If your luggage has been sent in a bus you are not on, because of "lack of space", it will sometimes disappear. The "King of Bus Company" is known to do this.
The land crossing between Mengla (Yunnan) and Boten (Laos) is open to foreigners and visa on arrival is possible or you can get in advance at the Lao consulate in Kunming. Daily bus service operates from Mengla to Luang Namtha and Udomxai. Buses from Mengla to Luang Namtha leave from the North bus station. The first bus leaves around 08:00 and costs about ¥40.
Generally speaking, it is not possible for independent travellers to cross from China to Laos via the Mekong River, not least because there's a chunk of Myanmar in the middle and the Lao checkpoint at Xieng Kok does not issue visas on arrival. Travel agents in China, including Panda Travel, run irregular cruises from Jinghong (China) via Chiang Saen (Thailand) to Huay Xai (Laos), but schedules are erratic and prices expensive.

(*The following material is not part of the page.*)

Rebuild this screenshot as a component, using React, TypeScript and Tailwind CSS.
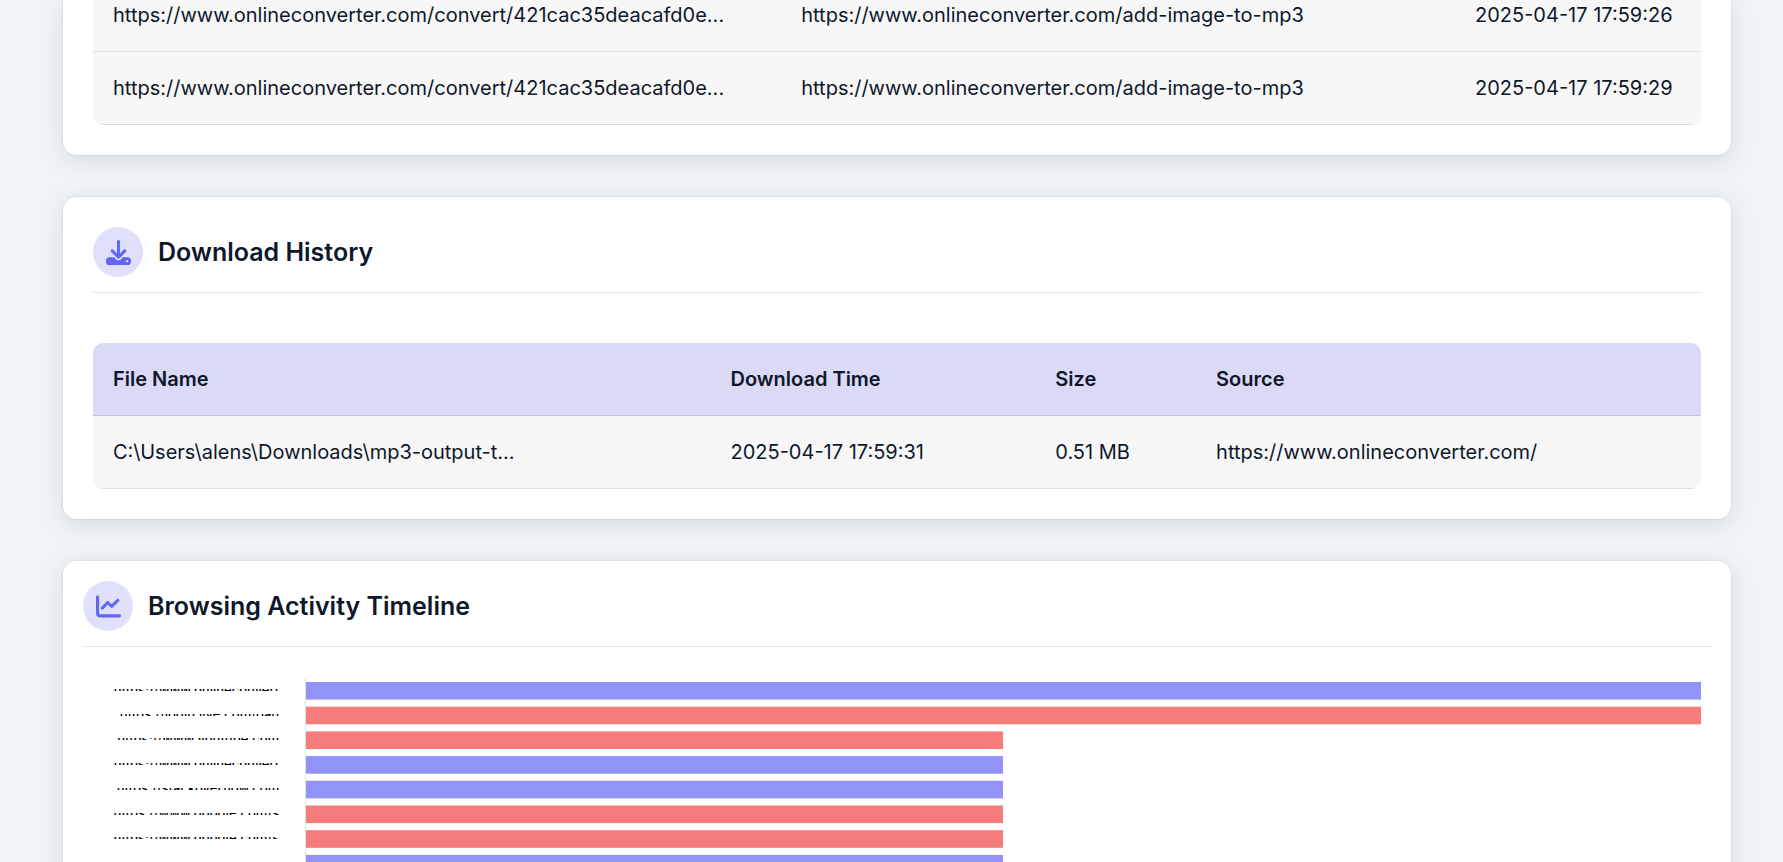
import { FaChartLine, FaDownload } from "react-icons/fa6";
import type { ReactNode } from "react";

const visits = [
  { url: "https://www.onlineconverter.com/convert/421cac35deacafd0e...", referrer: "https://www.onlineconverter.com/add-image-to-mp3", time: "2025-04-17 17:59:26" },
  { url: "https://www.onlineconverter.com/convert/421cac35deacafd0e...", referrer: "https://www.onlineconverter.com/add-image-to-mp3", time: "2025-04-17 17:59:29" },
];

const activity = [
  { label: "https://www.onlineconvert...", value: 2, color: "#9293f7" },
  { label: "https://login.live.com/oau...", value: 2, color: "#f67c7c" },
  { label: "https://www.youtube.com...", value: 1, color: "#f67c7c" },
  { label: "https://www.onlineconvert...", value: 1, color: "#9293f7" },
  { label: "https://stackoverflow.com...", value: 1, color: "#9293f7" },
  { label: "https://www.google.com/s...", value: 1, color: "#f67c7c" },
  { label: "https://www.google.com/s...", value: 1, color: "#f67c7c" },
  { label: "https://www.onlineconvert...", value: 1, color: "#9293f7" },
];
const maxValue = 2;
const pitch = 24.7;

function CardTitle({ icon, children }: { icon: ReactNode; children: ReactNode }) {
  return (
    <div className="flex items-center gap-[15px] border-b border-[#e2e3e5] pb-[15px]">
      <span className="flex size-[50px] items-center justify-center rounded-full bg-[#e0e0fd] text-[25px] text-[#6366f1]">
        {icon}
      </span>
      <h2 className="text-[25px] leading-8 font-semibold">{children}</h2>
    </div>
  );
}

const card = "rounded-[15px] border border-black/5 bg-white bg-clip-padding shadow-[0_5px_25px_rgba(0,0,0,0.1)]";
const td = "border-b border-[#dcdcde] px-5 py-5 leading-8";

export default function App() {
  return (
    <div className="h-screen overflow-hidden bg-[#f0f4f9] font-['Inter',sans-serif] text-xl text-[#0f172a]">
      <header className="sticky top-0 z-10 h-0 shadow-[0_0_6px_rgba(0,0,0,0.12)]" />
      <main className="flex flex-col gap-10 pr-[51px] pl-[62px]">
        <section className={`${card} rounded-t-none border-t-0 px-[30px] pb-[30px]`}>
          <div className="-mt-[21px] overflow-hidden rounded-[10px]">
            <table className="w-full table-fixed border-separate border-spacing-0 bg-[#f7f7f7]">
              <colgroup>
                <col className="w-[42.8%]" />
                <col className="w-[41.9%]" />
                <col />
              </colgroup>
              <tbody>
                {visits.map((v) => (
                  <tr key={v.time}>
                    <td className={td}>{v.url}</td>
                    <td className={td}>{v.referrer}</td>
                    <td className={td}>{v.time}</td>
                  </tr>
                ))}
              </tbody>
            </table>
          </div>
        </section>

        <section className={`${card} p-[30px]`}>
          <CardTitle icon={<FaDownload />}>Download History</CardTitle>
          <div className="mt-[50px] overflow-hidden rounded-[10px]">
            <table className="w-full table-fixed border-separate border-spacing-0 bg-[#f7f7f7] text-left">
              <colgroup>
                <col className="w-[38.4%]" />
                <col className="w-[20.2%]" />
                <col className="w-[10%]" />
                <col />
              </colgroup>
              <thead className="bg-[#dadaf6]">
                <tr>
                  {["File Name", "Download Time", "Size", "Source"].map((h) => (
                    <th key={h} className="border-b border-[#c2c2dc] p-5 leading-8 font-semibold">{h}</th>
                  ))}
                </tr>
              </thead>
              <tbody>
                <tr>
                  <td className={td}>C:\Users\alens\Downloads\mp3-output-t...</td>
                  <td className={td}>2025-04-17 17:59:31</td>
                  <td className={td}>0.51 MB</td>
                  <td className={td}>https://www.onlineconverter.com/</td>
                </tr>
              </tbody>
            </table>
          </div>
        </section>

        <section className={`${card} p-5`}>
          <CardTitle icon={<FaChartLine />}>Browsing Activity Timeline</CardTitle>
          <div className="mt-[31px] flex items-start pr-[10px]">
            <ul className="mt-[11px] flex h-[175px] w-[222px] shrink-0 flex-col items-end justify-between pr-[14px] text-[13px] font-medium text-black">
              {activity.map((a, i) => (
                <li key={i} className="flex h-[2px] items-center overflow-hidden leading-none whitespace-nowrap">
                  {a.label}
                </li>
              ))}
            </ul>
            <svg className="h-[400px] min-w-0 grow" role="img" aria-label="Visits per site">
              {activity.map((a, i) => (
                <rect key={i} x="0" y={4 + i * pitch} width={`${(a.value / maxValue) * 100}%`} height="17.6" fill={a.color} />
              ))}
              <rect width="1" height="400" fill="#e2e3e5" />
            </svg>
          </div>
        </section>
      </main>
    </div>
  );
}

The border crossing on a Vietnamese motorbike at Tay Trang is very easy and straightforward. You arrive after going over some hills at the Vietnamese border where very friendly guys handle your case easily and with no hassle. You fill out the form for "temporary export of a vehicle", show them the Vietnamese registration card for the bike (which is usually in the owners name) and pay US$10. Then you proceed to the police, show the papers to them and get the exit stamp.
You then have to drive for 6 km over the mountains to get to the Lao checkpoint. There some not so friendly border guards there who expect you to pay 5,000 kip for general fees and 25,000 kip for importing a vehicle. They fill out the form themselves.